The enduring blockade has also impacted employment prospects, with massive layoffs by businesses that have neither supplies nor outside markets to work with. In addition to housing, employment and social problems, the displaced people of Hadrut also face challenges in realizing the right to an education and freedom of creative expression. Having lost their homes and schools, people from Hadrut now conduct their art lessons at the Komitas Music School in Stepanakert. In addition, due to high demand, the teachers offer art classes on weekends as well. This all impacts the quality of education and the educators’ well-being.
Tatevik Mkrtchyan was hired to direct the Hadrut art school about a month before the 44-day war. After taking refuge in the Republic of Armenia, Mkrtchyan returned to Artsakh immediately after the war, despite losing her home in Hadrut. She understood the importance of maintaining Hadrut’s education system in exile as a way to preserve their culture and also encourage displaced people to return to Artsakh, despite having lost their ancestral villages.
Today, more than 100 students attend the dance, theater, fine arts, clothing modeling and decorative-applied arts departments at the relocated Hadrut art school, which is an extracurricular school.

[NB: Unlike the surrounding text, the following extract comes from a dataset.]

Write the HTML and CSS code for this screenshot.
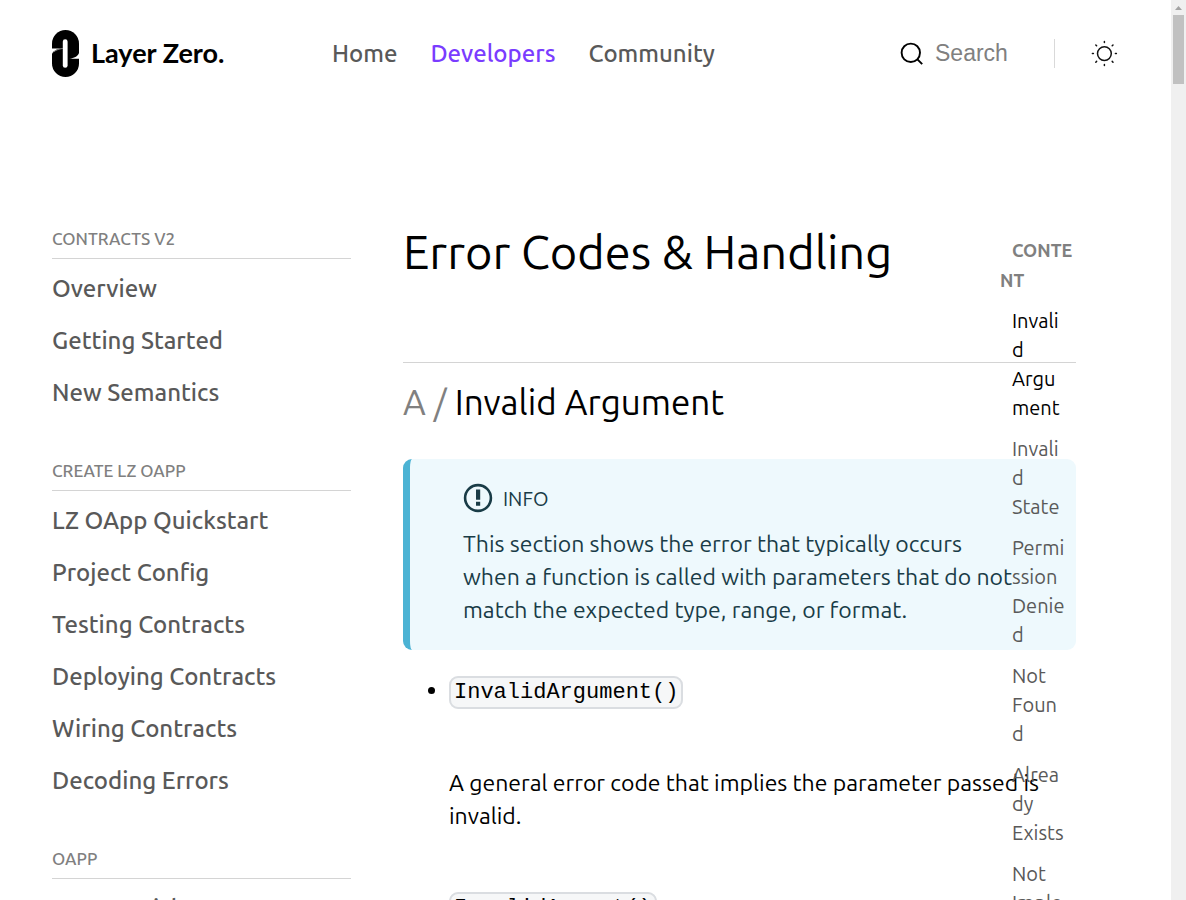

Most students are displaced from different settlements of the Hadrut region.
“At first, you reject reality. Then you accept it, and then you try to overcome it,” says Mkrtchyan.
Since the building conditions are not satisfactory, she is forced to combine her administrative work in the director’s office during choir practice. “We even conduct painting classes in the kitchen. But we are not complaining. At least in these conditions, we are able to educate the children and bring them closer to the world of art,’’ she added.
Despite all odds, neither the administrators nor the teachers have lost hope in returning to Hadrut one day. Until then, they want to live together as a community. If they build houses close to each other, the school intended for Hadrutsis should be close by.
“If there is hope to return to our homes to Hadrut, we must keep our traditions alive. My great-grandmother was a native of Shushi. After the 1920 massacres in Shushi, her family, along with nearly all Armenian residents of Shushi, dispersed, instead of creating a community in exile. When Shushi was liberated in 1992 during the first Karabakh war, they did not return to their hometown, and other displaced Armenians lived in Shushi instead of them.” Mkrtchyan thinks that they shouldn’t make the same mistake. “When we go back to our homes in Hadrut one day, we, our children and grandchildren should live there,” she added.
In this environment, displaced people from Hadrut are also able to preserve their dialect, customs and memories. This is important not only for them but Armenians and indigenous peoples everywhere. Throughout the centuries, Armenian communities have been repeatedly displaced by war or earthquake. Until 2020, Hadrut was one of the few corners of the Armenian homeland where the people had lived in the same region for many centuries, if not millenia, without displacement. Gatherings between and after classes and conversations in Hadrut’s sweet and unique dialect may slightly ease the longing and pain. “For us, talking about the butcher from Hadrut or sharing the success story of Nora, who opened a sweet shop in Yerevan, with the dialect of Hadrut is more valuable,’’ added Mkrtchyan.
Outside this community, there has been little appreciation for Hadrut’s unique dialect and enduring culture. Among the exceptions is Yerevan-based author Arpy Maghakyan’s 2022 children’s book Sun-kissed Shushi, in which a poem about the legendary tree Tnjri is presented in the Hadrut dialect. But recognition of Hadrut’s unique place in Armenian ethnography is not enough for cultural survival. The Stepanakert-based people from Hadrut know this all too well, which is why they consciously rely on each other not only for cultural preservation, but in daily life. If someone needs to find an apartment or a job, they all try to organize it through their acquaintances. Helping each other and sticking together is a strategic choice, even if that may make life harder. “It’s not that we provide better education than other schools in Stepanakert. It is not even appropriate that in the art school we teach children of different ages in the same groups together. We also work on Saturdays and Sundays, but we have no other option,” said Avanesyan. “I am afraid that we will lose ourselves too. We have already lost a lot of each other, and we must keep those memories, traditions and our dialect alive, even in exile.” She notes that children are the key to this survival, and she has reasons to feel hopeful since “children understand everything, and all their dreams are related to returning home.”
The people of Hadrut today, who are based in Stepanakert, live less than 100 kilometers away from their ethnically cleansed and occupied homes. Yet they make the choice to keep Hadrut alive, for the sake of their own well-being and for future generations. “If you don’t have a home, it’s like you’re lost. You can’t find your place in this world.”